>> Start
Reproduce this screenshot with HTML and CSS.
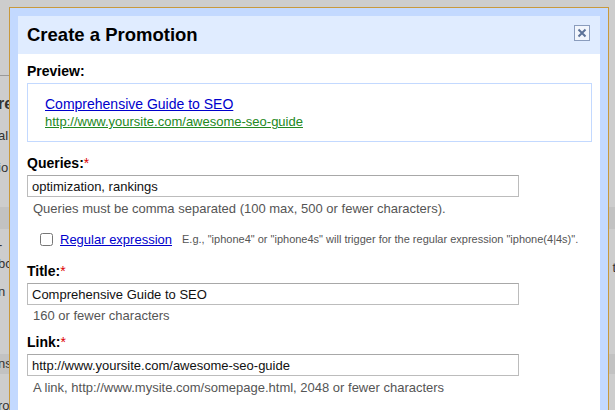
FILE: index.html
```html
<!DOCTYPE html>
<html lang="en">
<head>
  <meta charset="UTF-8">
  <title>Create a Promotion</title>
  <link rel="stylesheet" href="styles.css">
</head>
<body>
  <div class="page">
    <div class="page-rule"></div>
    <div class="page-line big">re</div>
    <div class="page-line">al</div>
    <div class="page-line">io</div>
    <div class="page-band"></div>
    <div class="page-line short">-</div>
    <div class="page-line short">bc</div>
    <div class="page-line short gap">n</div>
    <div class="page-band dark">ns</div>
    <div class="page-line short">ro</div>
    <div class="page-right">ti</div>
  </div>

  <div class="dialog">
    <div class="frame">
      <div class="dialog-head">
        <h1>Create a Promotion</h1>
        <span class="close">
          <svg width="16" height="16" viewBox="0 0 16 16">
            <rect x="0.5" y="0.5" width="15" height="15" fill="#f2f6fd" stroke="#8a9cbd"/>
            <path d="M4.5 4.5 L11.5 11.5 M11.5 4.5 L4.5 11.5" stroke="#5d7399" stroke-width="2"/>
          </svg>
        </span>
      </div>
      <div class="dialog-body">
        <div class="label">Preview:</div>
        <div class="preview">
          <a href="#" class="preview-title">Comprehensive Guide to SEO</a>
          <a href="#" class="preview-url">http://www.yoursite.com/awesome-seo-guide</a>
        </div>

        <div class="label">Queries:<span class="req">*</span></div>
        <input type="text" class="field" value="optimization, rankings">
        <div class="hint">Queries must be comma separated (100 max, 500 or fewer characters).</div>

        <div class="regex">
          <input type="checkbox" class="check">
          <a href="#" class="regex-link">Regular expression</a>
          <span class="small">E.g., "iphone4" or "iphone4s" will trigger for the regular expression "iphone(4|4s)".</span>
        </div>

        <div class="label">Title:<span class="req">*</span></div>
        <input type="text" class="field" value="Comprehensive Guide to SEO">
        <div class="hint tight">160 or fewer characters</div>

        <div class="label">Link:<span class="req">*</span></div>
        <input type="text" class="field" value="http://www.yoursite.com/awesome-seo-guide">
        <div class="hint">A link, http://www.mysite.com/somepage.html, 2048 or fewer characters</div>
      </div>
    </div>
  </div>
</body>
</html>
```

FILE: styles.css
```css
body {
  margin: 0;
  background: #cdcdcd;
  font-family: "Liberation Sans", Arial, sans-serif;
  color: #000;
  overflow: hidden;
  height: 410px;
}

/* page behind the dialog, only its left edge shows */
.page {
  position: relative;
  height: 410px;
  padding-top: 75px;
  box-sizing: border-box;
  font-size: 13px;
  color: #333;
}
.page-rule {
  border-top: 1px solid #999;
  width: 9px;
  margin-bottom: 13px;
}
.page-line {
  height: 32px;
  line-height: 30px;
  margin-left: -2px;
}
.page-line.big {
  font-size: 16px;
  font-weight: bold;
}
.page-line.short {
  height: 19px;
  line-height: 19px;
}
.page-line.gap {
  margin-top: 9px;
  margin-bottom: 53px;
}
.page-band {
  height: 22px;
  background: #c2c2c2;
  margin: 22px 0 6px;
}
.page-band.dark {
  margin: 0 0 22px -2px;
  line-height: 20px;
  height: 20px;
}
.page-right {
  position: absolute;
  right: -4px;
  top: 260px;
}

.dialog {
  position: absolute;
  left: 9px;
  top: 7px;
  width: 598px;
  height: 403px;
  border: 1px solid #c8993d;
  border-bottom: none;
  background: #c3d9ff;
}
.frame {
  margin: 8px 8px 0 8px;
  background: #fff;
  height: 395px;
  overflow: hidden;
}
.dialog-head {
  background: #e0ecff;
  height: 38px;
  display: flex;
  align-items: center;
  justify-content: space-between;
  padding: 0 10px 0 9px;
}
h1 {
  margin: 0;
  font-size: 18.5px;
  font-weight: bold;
}
.close {
  display: flex;
  margin-top: -4px;
}
.dialog-body {
  padding: 7px 8px 0 9px;
}
.label {
  font-size: 14px;
  font-weight: bold;
  line-height: 16px;
  padding-top: 2px;
}
.req {
  color: #dd0000;
  font-weight: normal;
}
.preview {
  border: 1px solid #c3d9ff;
  margin: 4px 0 11px;
  height: 59px;
  padding: 12px 0 0 17px;
  box-sizing: border-box;
  display: flex;
  flex-direction: column;
  align-items: flex-start;
}
.preview-title {
  color: #0000cc;
  font-size: 14px;
  line-height: 17px;
}
.preview-url {
  color: #228822;
  font-size: 13px;
  line-height: 17px;
}
.field {
  display: block;
  box-sizing: border-box;
  width: 492px;
  height: 22px;
  margin: 4px 0 0;
  padding: 0 4px;
  border: 1px solid #bcbcbc;
  border-top-color: #a8a8a8;
  font-family: "Liberation Sans", Arial, sans-serif;
  font-size: 13px;
  color: #111;
}
.hint {
  font-size: 13px;
  color: #555;
  padding-left: 6px;
  line-height: 17px;
  margin-top: 3px;
  margin-bottom: 10px;
}
.hint.tight {
  margin-top: 2px;
  margin-bottom: 8px;
}
.regex {
  display: flex;
  align-items: center;
  padding-left: 13px;
  margin: 12px 0 12px;
  height: 20px;
}
.check {
  margin: 0 7px 0 0;
  width: 13px;
  height: 13px;
}
.regex-link {
  color: #0000cc;
  font-size: 13px;
  margin-right: 10px;
}
.small {
  font-size: 11px;
  color: #555;
}
```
>> End
* [WHAT YOU ARE ASKED TO DO]
Quote each line of the listing exactly, but leave the pictures out.

* [THE REPLY]
Reproduce this screenshot with HTML and CSS.
FILE: index.html
```html
<!DOCTYPE html>
<html lang="en">
<head>
  <meta charset="UTF-8">
  <title>Create a Promotion</title>
  <link rel="stylesheet" href="styles.css">
</head>
<body>
  <div class="page">
    <div class="page-rule"></div>
    <div class="page-line big">re</div>
    <div class="page-line">al</div>
    <div class="page-line">io</div>
    <div class="page-band"></div>
    <div class="page-line short">-</div>
    <div class="page-line short">bc</div>
    <div class="page-line short gap">n</div>
    <div class="page-band dark">ns</div>
    <div class="page-line short">ro</div>
    <div class="page-right">ti</div>
  </div>

  <div class="dialog">
    <div class="frame">
      <div class="dialog-head">
        <h1>Create a Promotion</h1>
        <span class="close">
          <svg width="16" height="16" viewBox="0 0 16 16">
            <rect x="0.5" y="0.5" width="15" height="15" fill="#f2f6fd" stroke="#8a9cbd"/>
            <path d="M4.5 4.5 L11.5 11.5 M11.5 4.5 L4.5 11.5" stroke="#5d7399" stroke-width="2"/>
          </svg>
        </span>
      </div>
      <div class="dialog-body">
        <div class="label">Preview:</div>
        <div class="preview">
          <a href="#" class="preview-title">Comprehensive Guide to SEO</a>
          <a href="#" class="preview-url">http://www.yoursite.com/awesome-seo-guide</a>
        </div>

        <div class="label">Queries:<span class="req">*</span></div>
        <input type="text" class="field" value="optimization, rankings">
        <div class="hint">Queries must be comma separated (100 max, 500 or fewer characters).</div>

        <div class="regex">
          <input type="checkbox" class="check">
          <a href="#" class="regex-link">Regular expression</a>
          <span class="small">E.g., "iphone4" or "iphone4s" will trigger for the regular expression "iphone(4|4s)".</span>
        </div>

        <div class="label">Title:<span class="req">*</span></div>
        <input type="text" class="field" value="Comprehensive Guide to SEO">
        <div class="hint tight">160 or fewer characters</div>

        <div class="label">Link:<span class="req">*</span></div>
        <input type="text" class="field" value="http://www.yoursite.com/awesome-seo-guide">
        <div class="hint">A link, http://www.mysite.com/somepage.html, 2048 or fewer characters</div>
      </div>
    </div>
  </div>
</body>
</html>
```

FILE: styles.css
```css
body {
  margin: 0;
  background: #cdcdcd;
  font-family: "Liberation Sans", Arial, sans-serif;
  color: #000;
  overflow: hidden;
  height: 410px;
}

/* page behind the dialog, only its left edge shows */
.page {
  position: relative;
  height: 410px;
  padding-top: 75px;
  box-sizing: border-box;
  font-size: 13px;
  color: #333;
}
.page-rule {
  border-top: 1px solid #999;
  width: 9px;
  margin-bottom: 13px;
}
.page-line {
  height: 32px;
  line-height: 30px;
  margin-left: -2px;
}
.page-line.big {
  font-size: 16px;
  font-weight: bold;
}
.page-line.short {
  height: 19px;
  line-height: 19px;
}
.page-line.gap {
  margin-top: 9px;
  margin-bottom: 53px;
}
.page-band {
  height: 22px;
  background: #c2c2c2;
  margin: 22px 0 6px;
}
.page-band.dark {
  margin: 0 0 22px -2px;
  line-height: 20px;
  height: 20px;
}
.page-right {
  position: absolute;
  right: -4px;
  top: 260px;
}

.dialog {
  position: absolute;
  left: 9px;
  top: 7px;
  width: 598px;
  height: 403px;
  border: 1px solid #c8993d;
  border-bottom: none;
  background: #c3d9ff;
}
.frame {
  margin: 8px 8px 0 8px;
  background: #fff;
  height: 395px;
  overflow: hidden;
}
.dialog-head {
  background: #e0ecff;
  height: 38px;
  display: flex;
  align-items: center;
  justify-content: space-between;
  padding: 0 10px 0 9px;
}
h1 {
  margin: 0;
  font-size: 18.5px;
  font-weight: bold;
}
.close {
  display: flex;
  margin-top: -4px;
}
.dialog-body {
  padding: 7px 8px 0 9px;
}
.label {
  font-size: 14px;
  font-weight: bold;
  line-height: 16px;
  padding-top: 2px;
}
.req {
  color: #dd0000;
  font-weight: normal;
}
.preview {
  border: 1px solid #c3d9ff;
  margin: 4px 0 11px;
  height: 59px;
  padding: 12px 0 0 17px;
  box-sizing: border-box;
  display: flex;
  flex-direction: column;
  align-items: flex-start;
}
.preview-title {
  color: #0000cc;
  font-size: 14px;
  line-height: 17px;
}
.preview-url {
  color: #228822;
  font-size: 13px;
  line-height: 17px;
}
.field {
  display: block;
  box-sizing: border-box;
  width: 492px;
  height: 22px;
  margin: 4px 0 0;
  padding: 0 4px;
  border: 1px solid #bcbcbc;
  border-top-color: #a8a8a8;
  font-family: "Liberation Sans", Arial, sans-serif;
  font-size: 13px;
  color: #111;
}
.hint {
  font-size: 13px;
  color: #555;
  padding-left: 6px;
  line-height: 17px;
  margin-top: 3px;
  margin-bottom: 10px;
}
.hint.tight {
  margin-top: 2px;
  margin-bottom: 8px;
}
.regex {
  display: flex;
  align-items: center;
  padding-left: 13px;
  margin: 12px 0 12px;
  height: 20px;
}
.check {
  margin: 0 7px 0 0;
  width: 13px;
  height: 13px;
}
.regex-link {
  color: #0000cc;
  font-size: 13px;
  margin-right: 10px;
}
.small {
  font-size: 11px;
  color: #555;
}
```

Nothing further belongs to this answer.